STATED EXERCISE - Start at the line where "What React, TypeScript" appears and end at the line where "import React from 'react';" appears; repeat those lines exactly, both ends included, leaving pictures behind.
··· DATA SUPPLIED ···
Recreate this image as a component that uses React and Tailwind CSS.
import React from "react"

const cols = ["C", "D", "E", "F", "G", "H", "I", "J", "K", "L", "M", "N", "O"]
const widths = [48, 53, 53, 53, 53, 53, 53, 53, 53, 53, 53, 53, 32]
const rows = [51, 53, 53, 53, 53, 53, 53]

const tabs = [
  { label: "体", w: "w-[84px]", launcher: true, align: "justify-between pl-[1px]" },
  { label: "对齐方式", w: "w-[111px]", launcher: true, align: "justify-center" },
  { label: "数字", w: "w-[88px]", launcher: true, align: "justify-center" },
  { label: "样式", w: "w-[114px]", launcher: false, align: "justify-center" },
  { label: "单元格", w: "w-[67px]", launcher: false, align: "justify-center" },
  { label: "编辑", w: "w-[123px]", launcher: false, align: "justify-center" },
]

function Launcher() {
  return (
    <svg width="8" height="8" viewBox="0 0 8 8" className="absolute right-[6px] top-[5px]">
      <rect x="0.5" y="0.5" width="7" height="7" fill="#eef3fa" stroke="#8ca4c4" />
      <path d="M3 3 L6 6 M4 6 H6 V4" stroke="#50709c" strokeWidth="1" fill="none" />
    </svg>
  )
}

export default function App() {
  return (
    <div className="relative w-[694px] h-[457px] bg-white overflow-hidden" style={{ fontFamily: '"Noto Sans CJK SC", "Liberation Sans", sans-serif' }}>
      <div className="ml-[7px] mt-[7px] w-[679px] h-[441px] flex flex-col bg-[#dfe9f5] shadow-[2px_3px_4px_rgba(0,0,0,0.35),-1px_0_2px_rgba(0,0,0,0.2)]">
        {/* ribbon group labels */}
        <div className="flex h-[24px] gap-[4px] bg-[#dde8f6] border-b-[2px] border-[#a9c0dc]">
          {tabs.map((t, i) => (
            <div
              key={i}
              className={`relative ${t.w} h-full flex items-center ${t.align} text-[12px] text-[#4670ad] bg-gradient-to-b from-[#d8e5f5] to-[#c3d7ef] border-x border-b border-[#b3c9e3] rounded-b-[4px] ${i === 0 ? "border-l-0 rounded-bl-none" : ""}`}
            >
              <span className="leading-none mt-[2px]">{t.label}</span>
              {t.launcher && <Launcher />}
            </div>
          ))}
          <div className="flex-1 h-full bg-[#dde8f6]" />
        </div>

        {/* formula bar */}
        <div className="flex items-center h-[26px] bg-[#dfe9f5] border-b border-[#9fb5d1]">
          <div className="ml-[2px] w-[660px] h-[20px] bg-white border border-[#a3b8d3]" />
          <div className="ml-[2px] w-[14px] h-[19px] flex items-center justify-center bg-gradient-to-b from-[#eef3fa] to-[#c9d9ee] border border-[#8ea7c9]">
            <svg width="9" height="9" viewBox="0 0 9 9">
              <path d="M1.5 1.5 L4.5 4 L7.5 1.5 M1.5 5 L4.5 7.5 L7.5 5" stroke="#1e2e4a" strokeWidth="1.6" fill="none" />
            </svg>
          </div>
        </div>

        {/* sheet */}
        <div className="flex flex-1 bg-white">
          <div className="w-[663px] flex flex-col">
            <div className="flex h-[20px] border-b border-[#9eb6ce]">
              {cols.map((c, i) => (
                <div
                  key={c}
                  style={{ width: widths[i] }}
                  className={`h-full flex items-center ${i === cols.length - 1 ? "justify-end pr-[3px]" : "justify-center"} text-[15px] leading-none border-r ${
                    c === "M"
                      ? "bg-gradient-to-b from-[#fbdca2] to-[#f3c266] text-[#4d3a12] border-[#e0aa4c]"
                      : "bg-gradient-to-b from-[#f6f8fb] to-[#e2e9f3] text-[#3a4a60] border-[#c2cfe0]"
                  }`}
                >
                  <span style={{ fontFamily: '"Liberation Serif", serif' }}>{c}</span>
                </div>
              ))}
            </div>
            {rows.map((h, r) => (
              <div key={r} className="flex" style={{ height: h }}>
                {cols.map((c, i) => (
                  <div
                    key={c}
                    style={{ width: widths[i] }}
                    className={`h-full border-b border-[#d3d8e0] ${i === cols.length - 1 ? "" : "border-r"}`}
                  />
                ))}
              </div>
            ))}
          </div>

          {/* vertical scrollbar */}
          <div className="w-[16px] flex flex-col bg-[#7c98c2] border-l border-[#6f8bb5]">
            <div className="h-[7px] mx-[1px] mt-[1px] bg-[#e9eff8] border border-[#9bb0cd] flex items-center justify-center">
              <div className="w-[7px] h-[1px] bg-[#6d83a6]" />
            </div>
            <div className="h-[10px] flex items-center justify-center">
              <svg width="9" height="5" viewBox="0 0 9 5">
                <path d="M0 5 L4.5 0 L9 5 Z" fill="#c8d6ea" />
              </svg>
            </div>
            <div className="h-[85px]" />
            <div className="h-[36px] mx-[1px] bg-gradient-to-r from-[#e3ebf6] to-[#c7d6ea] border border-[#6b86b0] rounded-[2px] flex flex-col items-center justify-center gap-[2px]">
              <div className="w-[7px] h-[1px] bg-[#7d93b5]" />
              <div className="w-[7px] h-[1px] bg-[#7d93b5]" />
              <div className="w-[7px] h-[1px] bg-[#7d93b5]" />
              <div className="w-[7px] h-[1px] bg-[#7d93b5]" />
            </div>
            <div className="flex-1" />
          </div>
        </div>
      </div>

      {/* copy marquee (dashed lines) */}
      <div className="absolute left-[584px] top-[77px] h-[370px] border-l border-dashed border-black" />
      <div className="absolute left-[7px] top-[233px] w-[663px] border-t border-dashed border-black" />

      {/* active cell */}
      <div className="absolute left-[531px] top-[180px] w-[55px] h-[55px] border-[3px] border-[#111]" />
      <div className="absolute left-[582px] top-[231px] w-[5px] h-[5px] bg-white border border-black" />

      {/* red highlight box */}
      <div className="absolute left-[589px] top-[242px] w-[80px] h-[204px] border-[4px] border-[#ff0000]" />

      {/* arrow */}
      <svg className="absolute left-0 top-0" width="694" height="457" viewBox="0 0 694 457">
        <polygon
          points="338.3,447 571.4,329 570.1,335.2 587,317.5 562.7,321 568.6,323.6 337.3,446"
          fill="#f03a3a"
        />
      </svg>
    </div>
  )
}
···
··· DATA SUPPLIED ···
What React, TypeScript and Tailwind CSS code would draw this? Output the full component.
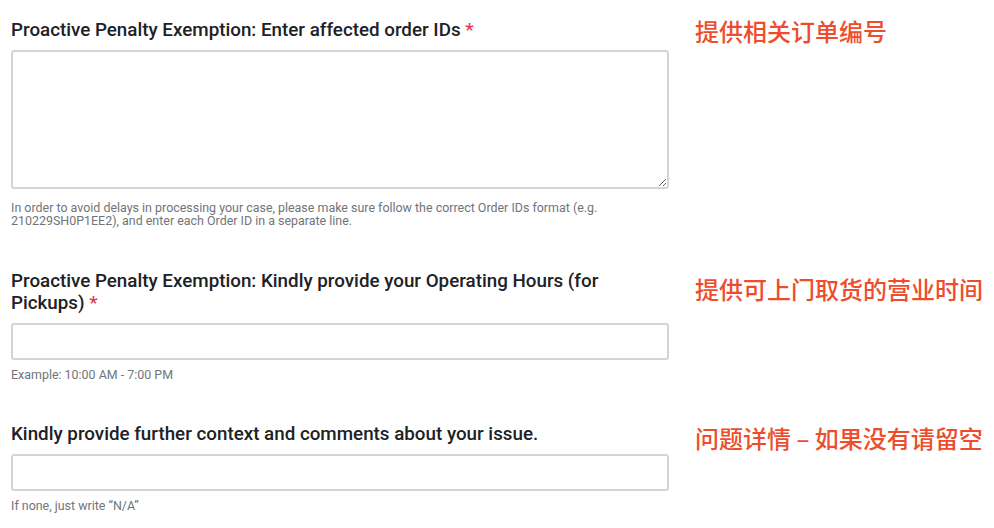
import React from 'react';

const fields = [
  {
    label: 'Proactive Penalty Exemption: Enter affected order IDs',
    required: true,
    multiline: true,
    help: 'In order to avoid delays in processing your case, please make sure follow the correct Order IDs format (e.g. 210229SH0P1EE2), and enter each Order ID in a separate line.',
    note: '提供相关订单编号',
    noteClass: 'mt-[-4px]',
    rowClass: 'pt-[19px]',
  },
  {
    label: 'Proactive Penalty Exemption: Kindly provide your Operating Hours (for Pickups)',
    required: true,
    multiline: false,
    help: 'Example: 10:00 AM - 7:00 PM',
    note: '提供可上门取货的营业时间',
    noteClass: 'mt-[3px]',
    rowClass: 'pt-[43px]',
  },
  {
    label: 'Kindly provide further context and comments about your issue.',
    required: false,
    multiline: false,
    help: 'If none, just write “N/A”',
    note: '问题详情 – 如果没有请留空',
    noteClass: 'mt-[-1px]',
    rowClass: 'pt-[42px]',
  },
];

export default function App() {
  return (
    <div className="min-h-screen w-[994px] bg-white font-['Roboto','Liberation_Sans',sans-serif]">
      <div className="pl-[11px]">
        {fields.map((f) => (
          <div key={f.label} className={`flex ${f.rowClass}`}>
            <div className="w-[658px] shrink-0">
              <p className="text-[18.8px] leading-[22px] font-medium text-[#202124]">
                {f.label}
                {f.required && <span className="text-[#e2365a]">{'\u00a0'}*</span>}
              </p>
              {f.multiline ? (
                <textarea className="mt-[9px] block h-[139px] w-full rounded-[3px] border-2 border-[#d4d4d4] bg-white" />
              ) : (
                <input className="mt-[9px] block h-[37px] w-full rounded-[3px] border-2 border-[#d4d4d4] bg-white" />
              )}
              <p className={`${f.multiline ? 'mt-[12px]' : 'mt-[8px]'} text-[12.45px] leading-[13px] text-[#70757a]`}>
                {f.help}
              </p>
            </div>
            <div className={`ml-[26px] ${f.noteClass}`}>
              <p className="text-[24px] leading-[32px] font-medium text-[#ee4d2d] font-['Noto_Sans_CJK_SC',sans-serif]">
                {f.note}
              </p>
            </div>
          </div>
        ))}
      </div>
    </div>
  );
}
···
FULL RESPONSE -
What React, TypeScript and Tailwind CSS code would draw this? Output the full component.
import React from 'react';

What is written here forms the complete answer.